The suppression campaign worked. According to data compiled by research firm Newswhip, and published in Newsweek on Monday, the story reached around half as many readers as similar anti-Trump bombshells.
Roughly 1.94 million people engaged with the Post's first Biden story within 24 hours of its publication. In contrast, 3.6 million people read the Atlantic's story on Trump allegedly calling fallen US troops "suckers" and "losers" within the same time frame. The New York Times' story on Trump's tax returns reached 4.12 million people within 24 hours too.
Neither the tax returns story nor the Atlantic's "suckers" report were subjected to the same restriction and fact-checking by Facebook, despite the fact that the Atlantic's report remains entirely uncorroborated and the sourcing of Trump's tax returns remains a mystery to all outside the New York Times' newsroom.
Instead of limiting its reach, Twitter simply banned all linking to the Post's story, claiming that the emails could have been obtained by hacking - a violation of the site's policies. The company later backed down and opted to label links with a warning that the contents within were "disputed."Like Facebook, Twitter did not subject the New York Times or the Atlantic to this same suppression.
For Twitter, the censorship effort backfired. According to a study by software firm Zignal Labs, Twitter's heavy-handed suppression of the story triggered a huge spike in interest, and doubled its reach. The story was shared 5,500 times every 15 minutes before the ban, and 10,000 times afterwards, an MIT report on the study revealed on Friday.

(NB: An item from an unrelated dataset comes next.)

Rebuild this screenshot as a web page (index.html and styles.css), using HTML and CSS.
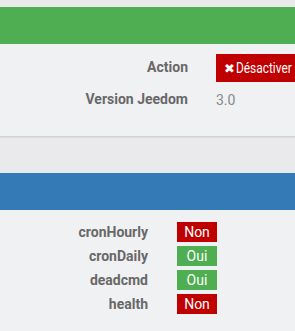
FILE: index.html
```html
<!DOCTYPE html>
<html lang="fr">
<head>
    <meta charset="UTF-8">
    <meta name="viewport" content="width=device-width, initial-scale=1.0">
    <title>Plugin</title>
    <link rel="stylesheet" href="styles.css">
</head>
<body>
    <section class="panel panel-success">
        <div class="panel-heading"></div>
        <div class="panel-body">
            <div class="form-row">
                <label class="control-label">Action</label>
                <div class="control">
                    <a class="btn btn-danger"><span class="icon">&#10006;</span><span class="btn-text">Désactiver</span></a>
                </div>
            </div>
            <div class="form-row">
                <label class="control-label">Version Jeedom</label>
                <div class="control value">3.0</div>
            </div>
        </div>
    </section>

    <section class="panel panel-primary">
        <div class="panel-heading"></div>
        <div class="panel-body">
            <div class="status-list">
                <span class="status-label">cronHourly</span>
                <span class="badge badge-no">Non</span>
                <span class="status-label">cronDaily</span>
                <span class="badge badge-yes">Oui</span>
                <span class="status-label">deadcmd</span>
                <span class="badge badge-yes">Oui</span>
                <span class="status-label">health</span>
                <span class="badge badge-no">Non</span>
            </div>
        </div>
    </section>
</body>
</html>
```

FILE: styles.css
```css
/* General */
body {
    font-family: Roboto, "Liberation Sans", Arial, sans-serif;
    font-size: 14px;
    margin: 0;
    padding: 7px 0 0 0;
    background-color: #eaeaed;
    color: #686868;
    overflow: hidden;
}

/* Panels */
.panel {
    background-color: #f0f1f3;
}

.panel-heading {
    height: 37px;
}

.panel-success .panel-heading {
    background-color: #4eae51;
}

.panel-primary {
    margin-top: 36px;
}

.panel-primary .panel-heading {
    background-color: #337ab7;
}

.panel-success .panel-body {
    padding: 10px 0 22px 0;
    border-bottom: 1px solid #d3d3d6;
    box-shadow: 0 1px 0 #dcdcdf;
}

.panel-primary .panel-body {
    padding: 12px 0 30px 0;
}

/* Form rows */
.form-row {
    display: grid;
    grid-template-columns: 188px 1fr;
    column-gap: 28px;
    align-items: center;
    height: 28px;
    margin-bottom: 4px;
}

.form-row:last-child {
    margin-bottom: 0;
}

.control-label {
    text-align: right;
    font-weight: bold;
    padding-bottom: 3px;
}

.control {
    white-space: nowrap;
}

.value {
    color: #888;
}

.btn {
    display: flex;
    align-items: center;
    width: 84px;
    height: 28px;
    padding: 0 0 0 8px;
    color: white;
    font-size: 14px;
    text-decoration: none;
    cursor: pointer;
}

.btn-danger {
    background-color: #c00000;
}

.btn .icon {
    font-family: "DejaVu Sans", sans-serif;
    font-size: 13px;
    font-weight: bold;
    width: 12px;
}

.btn-text {
    display: inline-block;
    transform: scaleX(0.85);
    transform-origin: left center;
}

/* Status list */
.status-list {
    display: grid;
    grid-template-columns: 148px 40px;
    column-gap: 29px;
    row-gap: 4px;
    align-items: center;
}

.status-label {
    text-align: right;
    font-weight: bold;
}

.badge {
    display: block;
    height: 20px;
    line-height: 20px;
    text-align: center;
    color: white;
    font-size: 14px;
}

.badge-no {
    background-color: #c00000;
}

.badge-yes {
    background-color: #4eae51;
}
```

The phenomenon of censorship leading to an upsurge in interest is a well-documented one. Dubbed the ‘Streisand Effect', the phenomenon is named for a 2003 lawsuit in which singer Barbara Streisand sued a photographer who shot an aerial snap of her California mansion for invasion of privacy. The lawsuit backfired, and led to hundreds of thousands of people downloading the picture. Before the case, it had only been viewed six times.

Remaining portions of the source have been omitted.